书接上回,该分析run方法了,有1000多行,该方法主要是根据数据和参数,训练生成一组树,就是决策森林
开始先干了一件事
val metadata =
DecisionTreeMetadata.buildMetadata(retaggedInput, strategy, numTrees, featureSubsetStrategy)
这里构建决策树的元数据
private[spark] class DecisionTreeMetadata(
val numFeatures: Int,
val numExamples: Long,//输入数据数量
val numClasses: Int,//对于分类label是0到n-1,对于回归这个值是0
val maxBins: Int,
val featureArity: Map[Int, Int],//这是之前的categoricalFeatures
val unorderedFeatures: Set[Int],//未排序的属性索引集
val numBins: Array[Int],
val impurity: Impurity,
val quantileStrategy: QuantileStrategy,//分位数计算策略,包括这三种Sort, MinMax, ApproxHist近似直方图
val maxDepth: Int,
val minInstancesPerNode: Int,
val minInfoGain: Double,
val numTrees: Int,
val numFeaturesPerNode: Int) extends Serializable {
这个类里面包含一堆成员,基本都是笔记一里面提到的参数
类里面有这么几个函数,比较简单,但是很重要
def isUnordered(featureIndex: Int): Boolean = unorderedFeatures.contains(featureIndex) //该属性是否排序
def isClassification: Boolean = numClasses >= 2//是否是分类
def isMulticlass: Boolean = numClasses > 2//是否是多类分类
def isMulticlassWithCategoricalFeatures: Boolean = isMulticlass && (featureArity.size > 0)//是否是带有类别变量的多类分类
def isCategorical(featureIndex: Int): Boolean = featureArity.contains(featureIndex)//该属性是否是类别变量
def isContinuous(featureIndex: Int): Boolean = !featureArity.contains(featureIndex)//该属性是否是连续变量
def numSplits(featureIndex: Int): Int = if (isUnordered(featureIndex)) {
numBins(featureIndex) >> 1
} else {
numBins(featureIndex) - 1
} //该属性有几个划分,如果是有序属性就是numBins-1,非有序属性numBins的一半,非有序就是abcd这种
def setNumSplits(featureIndex: Int, numSplits: Int) {
require(isContinuous(featureIndex),
s"Only number of bin for a continuous feature can be set.")

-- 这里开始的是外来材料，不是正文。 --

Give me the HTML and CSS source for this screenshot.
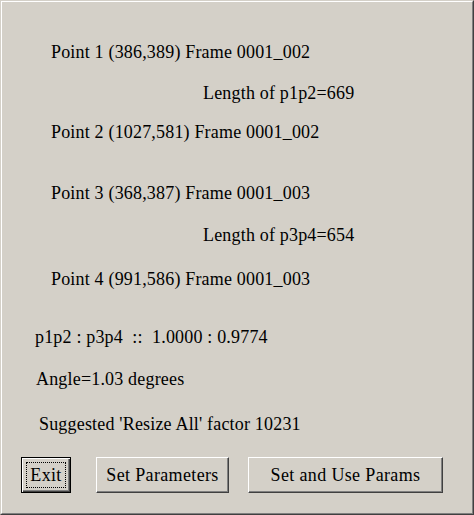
FILE: index.html
```html
<!DOCTYPE html>
<html>
<head>
    <title>Resize Points</title>
    <link rel="stylesheet" href="styles.css">
</head>
<body>
    <div class="window">
        <div class="lines">
            <div class="line point l1">Point 1 (386,389) Frame 0001_002</div>
            <div class="line length l2">Length of p1p2=669</div>
            <div class="line point l3">Point 2 (1027,581) Frame 0001_002</div>
            <div class="line point l4">Point 3 (368,387) Frame 0001_003</div>
            <div class="line length l5">Length of p3p4=654</div>
            <div class="line point l6">Point 4 (991,586) Frame 0001_003</div>
            <div class="line ratio l7">p1p2 : p3p4 &nbsp;:: &nbsp;1.0000 : 0.9774</div>
            <div class="line angle l8">Angle=1.03 degrees</div>
            <div class="line factor l9">Suggested 'Resize All' factor 10231</div>
        </div>
        <div class="buttons">
            <button class="btn btn-default"><span class="focus">Exit</span></button>
            <button class="btn btn-params">Set Parameters</button>
            <button class="btn btn-use">Set and Use Params</button>
        </div>
    </div>
</body>
</html>
```

FILE: styles.css
```css
body {
    margin: 0;
    font-family: "Liberation Serif", "Times New Roman", serif;
    background-color: #d4d0c8;
}
.window {
    width: 474px;
    height: 515px;
    box-sizing: border-box;
    background-color: #d4d0c8;
    border-top: 1px solid #d4d0c8;
    border-left: 1px solid #d4d0c8;
    border-right: 1px solid #404040;
    border-bottom: 1px solid #404040;
    display: flex;
    flex-direction: column;
}
.lines {
    border-top: 1px solid #ffffff;
    border-left: 1px solid #ffffff;
    border-right: 1px solid #808080;
    display: flex;
    flex-direction: column;
    padding-top: 40px;
}
.window > .buttons {
    border-left: 1px solid #ffffff;
    border-right: 1px solid #808080;
    border-bottom: 1px solid #808080;
    flex-grow: 1;
}
.line {
    font-size: 18px;
    line-height: 20px;
    height: 20px;
    color: #000;
    white-space: pre;
    letter-spacing: 0.18px;
}
.point {
    padding-left: 49px;
}
.length {
    padding-left: 201px;
}
.l2 { margin-top: 21px; }
.l3 { margin-top: 19px; }
.l4 { margin-top: 41px; }
.l5 { margin-top: 22px; }
.l6 { margin-top: 24px; }
.ratio {
    padding-left: 33px;
    margin-top: 38px;
}
.angle {
    padding-left: 34px;
    margin-top: 22px;
}
.factor {
    padding-left: 37px;
    margin-top: 25px;
}
.buttons {
    display: flex;
    align-items: flex-start;
    padding-top: 23px;
    padding-left: 19px;
}
.btn {
    font-family: "Liberation Serif", "Times New Roman", serif;
    font-size: 18px;
    letter-spacing: 0.35px;
    color: #000;
    background-color: #d4d0c8;
    height: 36px;
    padding: 0;
    margin: 0;
    box-sizing: border-box;
    border-top: 1px solid #ffffff;
    border-left: 1px solid #ffffff;
    border-right: 1px solid #404040;
    border-bottom: 1px solid #404040;
    box-shadow: inset -1px -1px 0 #808080;
}
.btn-default {
    width: 50px;
    border: 1px solid #000;
    box-shadow: inset 1px 1px 0 #ffffff, inset -1px -1px 0 #404040, inset -2px -2px 0 #808080;
    padding: 4px;
}
.focus {
    display: block;
    height: 100%;
    box-sizing: border-box;
    border: 1px dotted #000;
    line-height: 24px;
}
.btn-params {
    width: 133px;
    margin-left: 25px;
}
.btn-use {
    width: 195px;
    margin-left: 19px;
}
```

numBins(featureIndex) = numSplits + 1
}//设置连续属性的划分数
def subsamplingFeatures: Boolean = numFeatures != numFeaturesPerNode//是否使用属性采样
DecisionTreeMetadata伴生对象有三个方法,最重要的就是我们调用的
def buildMetadata(
input: RDD[LabeledPoint],
strategy: Strategy,
numTrees: Int,
featureSubsetStrategy: String): DecisionTreeMetadata = {
先来介绍一下这个
/**
* Given the arity of a categorical feature (arity = number of categories),
* return the number of bins for the feature if it is to be treated as an unordered feature.
* There is 1 split for every partitioning of categories into 2 disjoint, non-empty sets;
* there are math.pow(2, arity - 1) - 1 such splits.
* Each split has 2 corresponding bins.
*/
def numUnorder